As prescribed in 24.302(a), insert the following clause:
Privacy Training (JAN 2017)
(a) Definition. As used in this clause, personally identifiable
information means information that can be used to distinguish or
trace an individual's identity, either alone or when combined with
other information that is linked or linkable to a specific
individual. (See Office of Management and Budget (OMB) Circular A-
130, Managing Federal Information as a Strategic Resource).
(b) The Contractor shall ensure that initial privacy training,
and annual privacy training thereafter, is completed by contractor
employees who--
(1) Have access to a system of records;
(2) Create, collect, use, process, store, maintain, disseminate,
disclose, dispose, or otherwise handle personally identifiable
information on behalf of an agency; or
(3) Design, develop, maintain, or operate a system of records
(see also FAR subpart 24.1 and 39.105).
(c)(1) Privacy training shall address the key elements necessary
for ensuring the safeguarding of personally identifiable information
or a system of records. The training shall be role-based, provide
foundational as well as more advanced levels of training, and have
measures in place to test the knowledge level of users. At a
minimum, the privacy training shall cover--
(i) The provisions of the Privacy Act of 1974 (5 U.S.C. 552a),
including penalties for violations of the Act;
(ii) The appropriate handling and safeguarding of personally
identifiable information;
(iii) The authorized and official use of a system of records or
any other personally identifiable information;
(iv) The restriction on the use of unauthorized equipment to
create, collect, use, process, store, maintain, disseminate,
disclose, dispose or otherwise access personally identifiable
information;
(v) The prohibition against the unauthorized use of a system of
records or unauthorized disclosure, access, handling, or use of
personally identifiable information; and
(vi) The procedures to be followed in the event of a suspected
or confirmed breach of a system of records or the unauthorized
disclosure, access, handling, or use of personally identifiable
information (see OMB guidance for Preparing for and Responding to a
Breach of Personally Identifiable Information).
(2) Completion of an agency-developed or agency-conducted
training course shall be deemed to satisfy these elements.
(d) The Contractor shall maintain and, upon request, provide
documentation of completion of privacy training to the Contracting
Officer.
(e) The Contractor shall not allow any employee access to a
system of records, or permit any employee to create, collect, use,
process, store, maintain, disseminate, disclose, dispose or
otherwise handle personally identifiable information, or to design,
develop, maintain, or operate a system of records unless the
employee has completed privacy training, as required by this clause.
(f) The substance of this clause, including this paragraph (f),
shall be included in all subcontracts under this contract, when
subcontractor employees will--
(1) Have access to a system of records;
(2) Create, collect, use, process, store, maintain, disseminate,
disclose, dispose, or otherwise handle personally identifiable
information; or
(3) Design, develop, maintain, or operate a system of records.
(End of clause)
Alternate I (JAN 2017).

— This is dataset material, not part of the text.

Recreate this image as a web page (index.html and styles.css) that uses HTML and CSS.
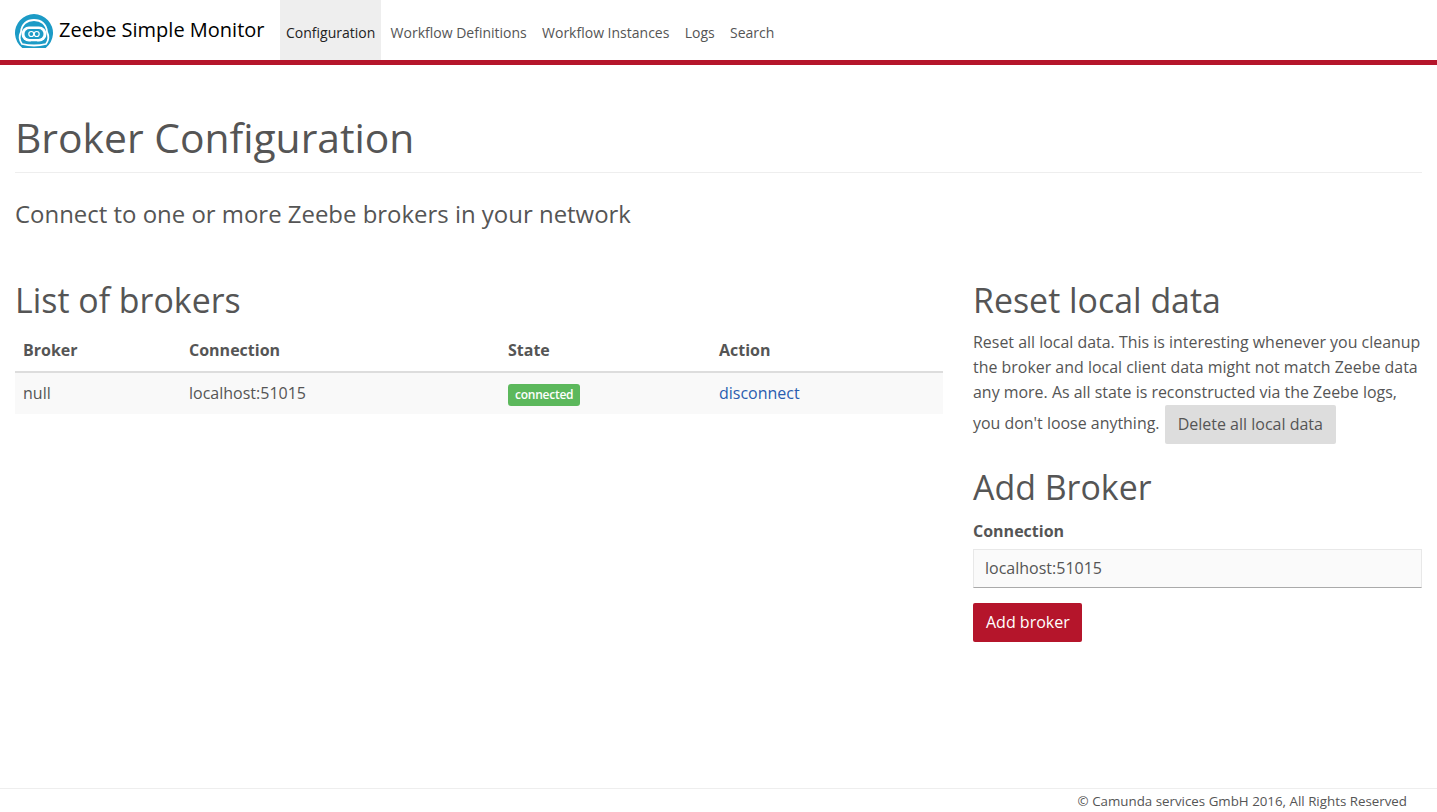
FILE: index.html
```html
<!DOCTYPE html>
<html lang="en">
<head>
<meta charset="utf-8">
<title>Zeebe Simple Monitor</title>
<link rel="stylesheet" href="styles.css">
</head>
<body>
<nav class="navbar">
  <a class="brand" href="#">
    <svg class="logo" viewBox="0 0 38 34" width="38" height="34" aria-hidden="true">
      <path d="M7.300 34 A19 19 0 1 1 30.700 34 Z" fill="#1c9bc6"/>
      <path d="M7 30 C4 26 4 22 6 18 C6.500 10 12 6 19 6 C26 6 31.500 10 32 18 C34 22 34 26 31 30 Q19 33 7 30Z" fill="none" stroke="#fff" stroke-width="1.800"/>
      <rect x="6.500" y="12.500" width="25" height="15" rx="7.500" fill="#fff"/>
      <rect x="9.500" y="15" width="19" height="10" rx="5" fill="#1c9bc6"/>
      <circle cx="16.300" cy="20" r="2.500" fill="none" stroke="#fff" stroke-width="1.200"/>
      <circle cx="21.700" cy="20" r="2.500" fill="none" stroke="#fff" stroke-width="1.200"/>
      <rect x="16" y="27.500" width="6" height="1.500" fill="#1c9bc6"/>
    </svg>
    <span>Zeebe Simple Monitor</span>
  </a>
  <ul class="nav">
    <li class="nav-item active"><a href="#">Configuration</a></li>
    <li class="nav-item"><a href="#">Workflow Definitions</a></li>
    <li class="nav-item"><a href="#">Workflow Instances</a></li>
    <li class="nav-item"><a href="#">Logs</a></li>
    <li class="nav-item"><a href="#">Search</a></li>
  </ul>
</nav>
<main class="content">
  <header class="page-header"><h1>Broker Configuration</h1></header>
  <p class="lead">Connect to one or more Zeebe brokers in your network</p>
  <div class="row">
    <section class="col-main">
      <h2>List of brokers</h2>
      <table class="table">
        <thead>
          <tr><th class="c1">Broker</th><th class="c2">Connection</th><th class="c3">State</th><th>Action</th></tr>
        </thead>
        <tbody>
          <tr><td>null</td><td>localhost:51015</td><td><span class="label">connected</span></td><td><a class="link" href="#">disconnect</a></td></tr>
        </tbody>
      </table>
    </section>
    <aside class="col-side">
      <h2>Reset local data</h2>
      <p class="reset-text">Reset all local data. This is interesting whenever you cleanup the broker and local client data might not match Zeebe data any more. As all state is reconstructed via the Zeebe logs, you don't loose anything. <button class="btn btn-default" type="button">Delete all local data</button></p>
      <h2 class="add-title">Add Broker</h2>
      <label class="field-label" for="conn">Connection</label>
      <input class="field" id="conn" type="text" value="localhost:51015">
      <button class="btn btn-primary" type="button">Add broker</button>
    </aside>
  </div>
</main>
<footer class="footer">© Camunda services GmbH 2016, All Rights Reserved</footer>
</body>
</html>
```
FILE: styles.css
```css
* { box-sizing: border-box; }
html, body { height: 100%; }
body {
  margin: 0;
  height: 812px;
  overflow: hidden;
  display: flex;
  flex-direction: column;
  font-family: "Open Sans", sans-serif;
  font-size: 16px;
  line-height: 25px;
  color: #555;
  background: #fff;
}
a { text-decoration: none; color: inherit; }

.navbar {
  display: flex;
  height: 65px;
  flex: none;
  border-bottom: 5px solid #b5152b;
  padding-left: 15px;
}
.brand {
  display: flex;
  align-items: center;
  gap: 6px;
  height: 60px;
  color: #000;
  font-size: 20px;
  margin-right: 15.500px;
}
.brand span { position: relative; top: -1px; }
.logo { display: block; flex: none; margin-top: 2px; }
.nav { display: flex; list-style: none; margin: 0; padding: 0; }
.nav-item a {
  display: flex;
  align-items: center;
  height: 60px;
  padding: 5px 6px 0;
  margin-right: 3.300px;
  font-size: 14px;
  color: #555;
}
.nav-item.active a { background: #eee; color: #222; }

.content { flex: 1; padding: 0 15px; min-height: 0; }
.page-header {
  margin-top: 44px;
  padding-bottom: 7px;
  border-bottom: 1px solid #eee;
}
h1 {
  margin: 0;
  font-size: 40.800px;
  font-weight: 400;
  line-height: 56px;
}
.lead {
  margin: 25px 0 0;
  font-size: 23.950px;
  line-height: 32px;
}
.row { display: flex; gap: 30px; margin-top: 48px; }
.col-main { flex: 0 0 928px; }
.col-side { flex: 1; min-width: 0; }
h2 {
  margin: 0;
  font-size: 33.900px;
  font-weight: 400;
  line-height: 44px;
}
.table { width: 100%; border-collapse: collapse; margin-top: 8px; }
.table th {
  text-align: left;
  font-weight: 700;
  padding: 8px;
  height: 41px;
  border-bottom: 2px solid #ddd;
}
.table td { padding: 8px; height: 41px; background: #f9f9f9; }
.c1 { width: 166px; }
.c2 { width: 319px; }
.c3 { width: 211px; }
.label {
  display: inline-block;
  background: #5cb85c;
  color: #fff;
  font-size: 12px;
  font-weight: 600;
  line-height: 12px;
  padding: 5px 7px 5px;
  border-radius: 3px;
  vertical-align: middle;
  letter-spacing: -0.250px;
}
.link { color: #2a5db0; }

.reset-text { margin: 8px 0 0; font-size: 15.950px; }
.btn {
  display: inline-block;
  height: 39px;
  border: 1px solid transparent;
  border-radius: 2px;
  font-family: inherit;
  font-size: 16px;
  padding: 0 12px 2px;
  vertical-align: middle;
}
.btn-default { background: #ddd; color: #555; margin-left: 1px; }
.btn-primary { background: #b5152b; color: #fff; display: block; margin-top: 15px; padding: 0 11px 2px 12px; }
.add-title { margin-top: 21px; }
.field-label { display: block; font-weight: 700; margin-top: 10px; }
.field {
  display: block;
  width: 100%;
  height: 39px;
  margin-top: 5px;
  padding: 0 11px 2px;
  font-family: inherit;
  font-size: 16px;
  color: #555;
  background: #fafafa;
  border: 1px solid #e8e8e8;
  border-bottom-color: #aaa;
}
.footer {
  flex: none;
  height: 24px;
  border-top: 1px solid #eee;
  text-align: right;
  padding-right: 30px;
  font-size: 13.330px;
  line-height: 25px;
}
```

As prescribed in 24.302(b), if the agency
specifies that only its agency-provided training is acceptable,
substitute the following paragraph (c) for paragraph (c) of the basic
clause:
(c) The contracting agency will provide initial privacy
training, and annual privacy training thereafter, to Contractor
employees for the duration of this contract.
0
8. Amend section 52.244-6 by--
0
a. Revising the date of the clause;
0
b. Redesignating paragraphs (c)(1)(xv) through (xvii) as paragraphs
(c)(1)(xvi) through (xviii), respectively; and
0
c. Adding a new paragraph (c)(1)(xv).
The revisions and additions read as follows:
52.244-6 Subcontracts for Commercial Items.
* * * * *
Subcontracts for Commercial Items (JAN 2017)
* * * * *
(c)(1) * * *
(xv)(A) 52.224-3, Privacy Training (JAN 2017) (5 U.S.C. 552a) if
flow down is required in accordance with 52.224-3(f).
(B) Alternate I (JAN 2017) of 52.224-3, if flow down is required in
accordance with 52.224-3(f) and the agency specifies that only its
agency-provided training is acceptable).